Book Review: ,'Half Paddle Double Seat — My Kashmir Memories & More:
Author:** Dr. Inder Krishen Kilam
Publisher:** Rudransh Books Pvt. Ltd., New Delhi
Price:** ₹465/=
ISBN:** 978-93-49865-81-5
There are books that arrive as literature, and there are books that arrive as memory. Dr. Inder Krishen Kilam’s 'Half Paddle Double Seat — My Kashmir Memories & More' belongs to the second category, though at places it quietly enters the first. It is not merely a memoir of one individual; it is a family album, a cultural notebook, a record of Kashmiri Pandit middle-class life, and a gentle act of remembrance after rupture. The author himself says that he wrote it “not to be remembered, but to remember,” and this single line gives the reader the key to the entire work.
The title is charming, unusual and meaningful. “Half Paddle Double Seat” comes from the author’s childhood in Srinagar, when, being too short to ride a bicycle in the usual way, he learned to move it by using only half-pedals, and yet could carry another person on the double seat. What begins as a boyhood anecdote becomes a metaphor for life. Many people born in modest families know this condition well: resources are limited, responsibilities arrive early, but the journey cannot be postponed. One must learn to balance, move, carry, endure and still smile. This is the governing spirit of the book.
Dr. Kilam was born in Srinagar into a middle-class Kashmiri Pandit family. His early pages take us through Fateh Kadal, Alikadal, Karfali Mohalla, Karan Nagar, Mission School, DAV School, Amar Singh College and the many lanes, bridges, temples, schools and homes that once formed the breathing map of Kashmiri Pandit life in Srinagar. The book is rich in names: relatives, teachers, neighbours, friends, colleagues, mentors, domestic helpers, officials, priests and ordinary men and women. Some readers may feel the details are excessive, but that is also the nature of memory in a displaced community. A name recorded is a name saved from silence.
The early chapters carry the fragrance of old Srinagar. The author remembers school prayers, teachers, picnics, family rituals, food habits, bicycle rides, the Jhelum, Dal Lake, Karan Nagar homes, the solemn dignity of elders and the affectionate discipline of parents. He writes of his mother, Bahanjee, and father, Baboojee, with reverence. The mother emerges as a figure of quiet courage and household wisdom; the father as a responsible man who tries to hold two families together despite financial and health difficulties. Such portraits are not ornamental. They show the values that shaped a generation: restraint, education, duty, family honour and self-respect.
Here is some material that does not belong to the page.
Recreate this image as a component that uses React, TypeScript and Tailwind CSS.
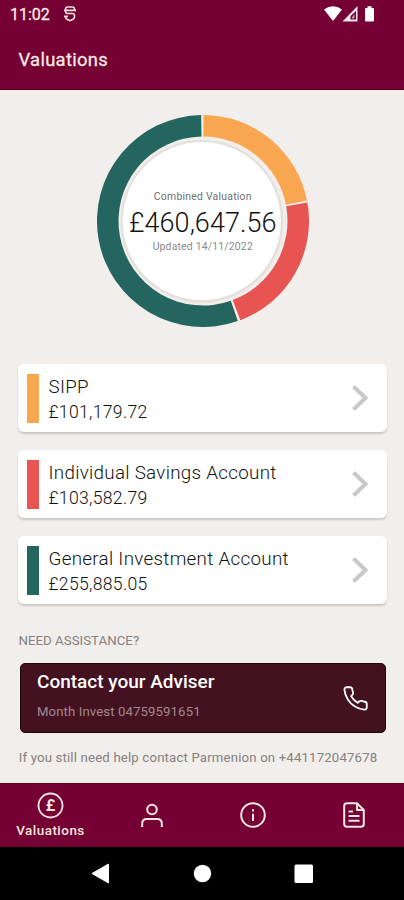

One of the most attractive features of the memoir is its lack of false heroism. Dr. Kilam does not project himself as a celebrity. In fact, the book’s strength lies in its ordinariness. He tells us of mistakes, fears, missed chances, setbacks, job searches and adjustments. He writes of the burden of responsibility after family tragedies, of career shifts from All India Radio to Punjab National Bank, and later to academics. He records his professional rise in PNB, where he served for more than three decades and retired as Deputy General Manager. Later, he entered academic life at Manav Rachna institutions, becoming professor, head of department, dean of students’ welfare, and also associated with community radio. The journey is steady, not glamorous; but it is precisely this steadiness that makes it credible.
The chapter “PhD@69” is among the most inspiring parts of the book. The author’s academic desire did not die even when life interrupted it. He had earlier lost opportunities, including his research plans, because of family responsibilities and later a painful litigation linked to his banking profession. Yet the urge to study survived. Completing a Ph.D. at the age of 69 is not just an academic achievement; it is a moral statement. It tells younger readers that learning is not a phase of life but a discipline of the mind.
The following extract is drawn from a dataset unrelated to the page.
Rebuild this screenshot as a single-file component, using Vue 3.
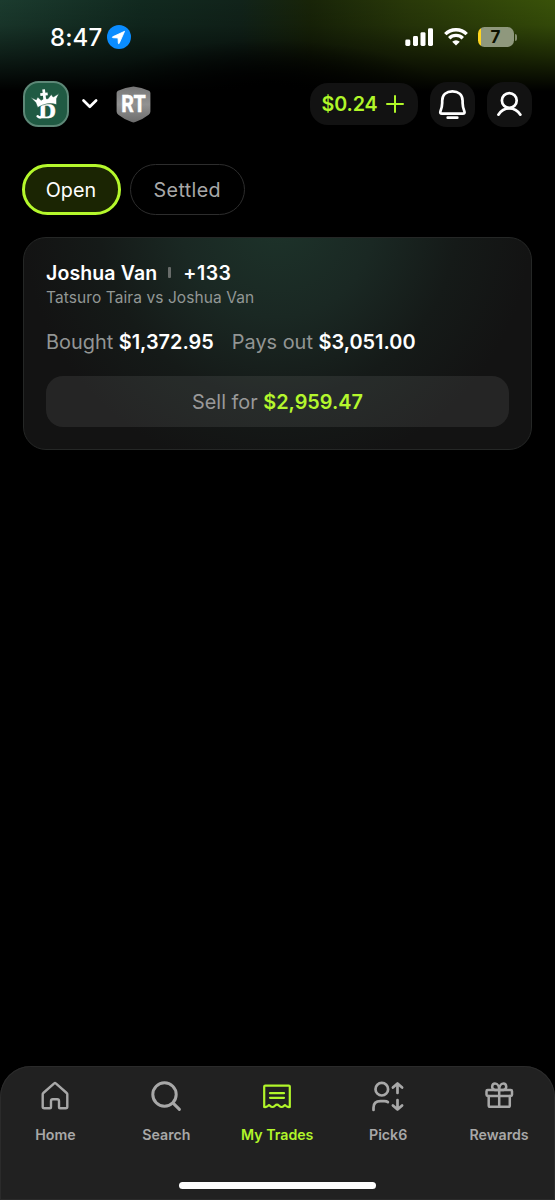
<script setup>
const tabs = [
  { label: 'Home', icon: 'home' },
  { label: 'Search', icon: 'search' },
  { label: 'My Trades', icon: 'trades', active: true },
  { label: 'Pick6', icon: 'pick' },
  { label: 'Rewards', icon: 'gift' },
]
</script>

<template>
  <div class="screen">
    <div class="status">
      <span class="time">8:47</span>
      <svg class="loc" width="24" height="24" viewBox="0 0 24 24">
        <circle cx="12" cy="12" r="12" fill="#0a8cff" />
        <path d="M17.6 6.3 5.6 11.8q-.7.6.2.9l5.2.3.3 5.2q.3.9.9.2z" fill="#fff" stroke="#fff" stroke-width=".8" stroke-linejoin="round" />
      </svg>
      <svg class="signal" width="29" height="19" viewBox="0 0 29 19" fill="#fff">
        <rect x="0.3" y="11.5" width="5" height="6.5" rx="1.4" />
        <rect x="8" y="8" width="5" height="10" rx="1.4" />
        <rect x="15.5" y="4.2" width="5" height="13.8" rx="1.4" />
        <rect x="23" y="0.2" width="5" height="17.8" rx="1.4" />
      </svg>
      <svg class="wifi" width="24" height="18" viewBox="0 0 24 18" fill="none" stroke="#fff" stroke-width="3.4">
        <path d="M1.3 6.1a15.2 15.2 0 0 1 21.4 0" />
        <path d="M5.2 10.2a9.7 9.7 0 0 1 13.6 0" />
        <path d="M12 17.6 8.2 13.7a5.5 5.5 0 0 1 7.6 0z" fill="#fff" stroke="none" />
      </svg>
      <div class="battery"><span>7</span></div>
      <i class="nub"></i>
    </div>

    <header class="top">
      <div class="brand">
        <svg width="46" height="46" viewBox="0 0 46 46">
          <rect x="1" y="1" width="44" height="44" rx="14.5" fill="#205a43" stroke="#5d8877" stroke-width="2" />
          <text x="15.500" y="37" class="logo-d" textLength="17.500" lengthAdjust="spacingAndGlyphs">D</text>
          <path d="M19.300 27v7.500q-1.300 3.300-4.700.8" fill="none" stroke="#fff" stroke-width="2.400" stroke-linecap="round" />
          <path d="M14.700 26.600 12.600 21.200 7.700 16.600 13.300 18.800 14.700 16 18.100 19.300 21 17.600 25 17.700 28.200 13.400 30.200 16 36 12.600 33.600 17.600 33.600 23.600Q24 20.600 14.700 26.600z" fill="#fff" stroke="#205a43" stroke-width=".6" />
          <path d="M20.600 8.300 21.800 19M17.300 13.700l7.400-.9" fill="none" stroke="#fff" stroke-width="2.700" />
        </svg>
      </div>
      <svg class="chev" width="18" height="12" viewBox="0 0 18 12" fill="none" stroke="#fff" stroke-width="2.7" stroke-linecap="round" stroke-linejoin="round"><path d="m2.500 2.500 6.300 6.300L15.100 2.500" /></svg>
      <svg class="shield" width="35" height="37" viewBox="0 0 35 37">
        <defs><linearGradient id="metal" x1="0" y1="0" x2="0" y2="1"><stop offset="0" stop-color="#777" /><stop offset=".5" stop-color="#929292" /><stop offset="1" stop-color="#6c6c6c" /></linearGradient></defs>
        <path d="M17.500.4q8.200.8 15.500 4.400 1.400.8 1.400 2.300v18.400q0 2-1.700 3.300-6 4.800-13.400 7.300-1.800.7-3.600 0Q8.300 33.600 2.300 28.800.6 27.500.6 25.500V7.100Q.6 5.600 2 4.800 9.300 1.200 17.500.4z" fill="url(#metal)" />
        <text x="5.200" y="26.200" class="rt" textLength="24.500" lengthAdjust="spacingAndGlyphs">RT</text>
      </svg>
      <div class="wallet">
        <span>$0.24</span>
        <svg width="18" height="18" viewBox="0 0 18 18" stroke="#b0f629" stroke-width="2" stroke-linecap="round"><path d="M9 1v16M1 9h16" /></svg>
      </div>
      <div class="round">
        <svg width="45" height="45" viewBox="0 0 45 45" fill="none" stroke="#fff" stroke-width="2.700" stroke-linejoin="round" stroke-linecap="round">
          <path d="M12 31.700q-2.300 0-1.600-2.200 1.800-4.300 1.800-8.400v-2.300c0-6 4.400-9.400 10.200-9.400s10.200 3.400 10.200 9.400v2.300q0 4.100 1.800 8.400.7 2.200-1.600 2.200zM17.700 35.700h9.600" />
        </svg>
      </div>
      <div class="round">
        <svg width="45" height="45" viewBox="0 0 45 45" fill="none" stroke="#fff" stroke-width="2.700" stroke-linecap="round">
          <circle cx="22.300" cy="18.500" r="7.400" /><path d="M11.400 32.700Q15.300 26.300 22.300 26.300T33.400 32.700" />
        </svg>
      </div>
    </header>

    <div class="filters">
      <div class="pill on">Open</div>
      <div class="pill">Settled</div>
    </div>

    <section class="card">
      <div class="title"><b class="name">Joshua Van</b><i class="bar"></i><b class="odds">+133</b></div>
      <div class="sub">Tatsuro Taira vs Joshua Van</div>
      <div class="amounts">
        <span>Bought <b>$1,372.95</b></span>
        <span>Pays out <b>$3,051.00</b></span>
      </div>
      <div class="sell"><span>Sell for <b>$2,959.47</b></span></div>
    </section>

    <nav class="nav">
      <div v-for="t in tabs" :key="t.label" class="tab" :class="{ active: t.active }">
        <svg width="40" height="36" viewBox="0 0 40 36" fill="none" stroke="currentColor" stroke-width="2.400" stroke-linejoin="round" stroke-linecap="round">
          <path v-if="t.icon === 'home'" d="M9.200 31.300q-1.500 0-1.500-1.500V17.200q0-.7.600-1.200L19.200 6.300q.8-.8 1.600 0L31.700 16q.6.500.6 1.200v12.600q0 1.500-1.500 1.500H25q-1 0-1-1V24q0-1.700-1.700-1.700h-4.600q-1.700 0-1.700 1.700v6.300q0 1-1 1z" />
          <g v-else-if="t.icon === 'search'" stroke-width="3"><circle cx="18.500" cy="17.500" r="11.700" /><path d="m27.100 26.100 6.300 6.300" /></g>
          <g v-else-if="t.icon === 'trades'" stroke-width="2.200">
            <path d="M7.200 30V9.600q0-1 1-1h23.600q1 0 1 1V30q-2 .5-3.900-1.300-.9-.9-1.900 0-2.400 2.600-4.900 0-2.100-2-4.200 0-2.500 2.600-4.900 0-1-.9-1.900 0Q9.200 30.500 7.200 30z" /><path d="M13 16.200h14M13 20.800h14" />
          </g>
          <g v-else-if="t.icon === 'pick'" stroke-width="2.700">
            <circle cx="13.800" cy="12.200" r="6.300" /><path d="M5.500 33v-2.200q0-6.600 7-6.600h3.800q2.500 0 3.600.9" />
            <path d="M29.500 16V6.500m-4.600 4.100 4.600-4.200 4.600 4.200M29.500 23v9.500m-4.600-4.100 4.600 4.200 4.600-4.200" />
          </g>
          <g v-else stroke-width="2.500">
            <rect x="7.500" y="13" width="25.500" height="6" rx="1.200" /><path d="M9.700 19v9.500q0 1.300 1.300 1.300h18.500q1.300 0 1.300-1.300V19M20.200 13v16.800" />
            <path d="M20.200 13h-4.300c-4.200-1-3.100-6.500.1-6.500 2.900 0 4.200 3.500 4.200 6.500zm0 0h4.300c4.200-1 3.100-6.500-.1-6.500-2.900 0-4.200 3.500-4.200 6.500z" />
          </g>
        </svg>
        <span>{{ t.label }}</span>
      </div>
      <i class="home-bar"></i>
    </nav>
  </div>
</template>

<style>
html, body { margin: 0; background: #000; }
</style>

<style scoped>
.screen {
  width: 555px; height: 1200px; box-sizing: border-box; overflow: hidden;
  display: flex; flex-direction: column; color: #fff;
  font-family: Inter, "Liberation Sans", sans-serif;
  background:
    linear-gradient(180deg, transparent 0, rgba(0, 0, 0, .12) 25px, rgba(0, 0, 0, .5) 55px, #000 91px) no-repeat 0 0 / 100% 110px,
    radial-gradient(ellipse 170px 52px at 270px 92px, #000 15%, transparent 100%),
    linear-gradient(90deg, #1b3b2e 0, #11291f 140px, #11231a 240px, #182408 310px, #293909 410px, #395209 555px) no-repeat 0 0 / 100% 95px,
    #000;
}
.status { height: 74px; display: flex; align-items: center; box-sizing: border-box; padding-left: 50px; }
.time { width: 57px; font-size: 24px; font-weight: 500; letter-spacing: .1px; white-space: nowrap; }
.signal { margin-left: 274px; }
.wifi { margin-left: 10px; }
.battery {
  margin-left: 10px; width: 36px; height: 20px; border-radius: 6.500px; color: #0c1000;
  background: linear-gradient(90deg, #ffd51e 2.500px, #8f987d 2.500px);
  display: flex; align-items: center; justify-content: center; font-weight: 700; font-size: 17px;
}
.battery span { margin-right: 1px; }
.nub { width: 2px; height: 7px; margin-left: 1px; border-radius: 0 3px 3px 0; background: #858e70; }
.top { height: 60px; display: flex; align-items: center; padding: 0 23.500px 0 22.500px; }
.brand { width: 46px; height: 46px; }
.brand svg, .round svg { display: block; }
.logo-d { font: 700 20px "Liberation Serif", serif; fill: #fff; stroke: #fff; stroke-width: .5px; }
.chev { margin-left: 12px; }
.shield { margin-left: 17px; }
.rt { font: 800 23.500px Roboto, sans-serif; fill: #fff; stroke: #fff; stroke-width: .3px; }
.wallet {
  margin-left: auto; width: 107.500px; height: 42px; border-radius: 18px; background: #121212;
  box-sizing: border-box; padding-left: 11.500px; display: flex; align-items: center; gap: 9px;
  color: #b0f629; font-size: 19.700px; font-weight: 600; letter-spacing: -.1px;
}
.wallet span { width: 55.500px; }
.round { margin-left: 12px; width: 45px; height: 45px; border-radius: 17px; background: #121212; }
.filters { display: flex; gap: 9.500px; padding: 29.500px 21.500px 0; }
.pill {
  width: 114.500px; height: 51px; box-sizing: border-box; border: 1.500px solid #2d2d2d; border-radius: 26px; padding-top: 1px;
  display: flex; align-items: center; justify-content: center; font-size: 19.700px; letter-spacing: .35px; color: #a8a8a8;
}
.on { width: 99px; border: 3px solid #b5f82c; background: #1b2503; color: #fff; letter-spacing: .1px; }
.card {
  margin: 22px 23px 0; height: 213px; box-sizing: border-box; border: 1px solid #252726; border-radius: 23px;
  padding: 22px 22px 0; display: flex; flex-direction: column;
  background: radial-gradient(circle 255px at 50% -18px, #1d332a 0, #1a2823 38%, #151a18 70%, #131313 100%);
}
.title { display: flex; align-items: center; height: 26px; font-size: 19.500px; letter-spacing: .12px; }
.title b, .amounts b, .sell b { font-weight: 600; }
.odds { letter-spacing: .5px; }
.bar { width: 3px; height: 11px; background: #686c6a; margin: 0 12px 0 11px; border-radius: 1px; }
.sub { font-size: 15.500px; line-height: 23px; color: #929795; letter-spacing: .08px; white-space: nowrap; }
.amounts { display: flex; gap: 18px; margin-top: 19px; font-size: 19.900px; line-height: 28px; color: #929594; white-space: nowrap; }
.amounts b { color: #fff; }
.sell {
  margin-top: 20px; height: 51px; border-radius: 17px; background: rgba(255, 255, 255, .078); box-sizing: border-box; padding-top: 1px;
  display: flex; align-items: center; justify-content: center; color: #999; font-size: 19.850px;
}
.sell b { color: #b5f72d; }
.nav {
  margin-top: auto; height: 134px; box-sizing: border-box; position: relative;
  box-shadow: inset 0 0 0 1px #2b2b2b; border-radius: 31px 31px 0 0;
  background: #212121; display: grid; grid-template-columns: repeat(5, 1fr); align-items: start; padding: 11px .500px 0 0;
}
.tab { display: flex; flex-direction: column; align-items: center; gap: 12px; color: #a8a8a8; }
.tab span { font-size: 14.200px; font-weight: 600; line-height: 20px; letter-spacing: 0; white-space: nowrap; }
.active { color: #b1f52a; }
.home-bar { position: absolute; left: 179px; bottom: 11px; width: 197px; height: 7px; border-radius: 4px; background: #fff; }
</style>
The painful chapter dealing with banking-related court litigation reveals another aspect of the author’s life: endurance under unfair pressure. The book refers to a fabricated or baseless case connected with a bank loan defaulter, and the long legal battle that followed. This episode affected his health and disrupted his academic plans. Yet he continued. In this respect, the memoir becomes a document of middle-class resilience. Many Indian families know this story in one form or another: a decent man caught in a system, spending years proving what should have been obvious from the beginning.
For readers connected with Kashmir, the most moving sections are those that preserve the social world before the upheaval of 1990. The chapter on Malla Aziz, called “Our Man Friday,” stands out. Through Abdul Aziz, Dr. Kilam recalls a time when human relationships crossed religious lines without publicity, slogans or seminars. These were everyday bonds built through work, trust, dependence and affection. Such memories are precious because they neither deny the later tragedy nor reduce the past to hatred. They tell us that Kashmir was once lived through relationships, not merely argued through politics.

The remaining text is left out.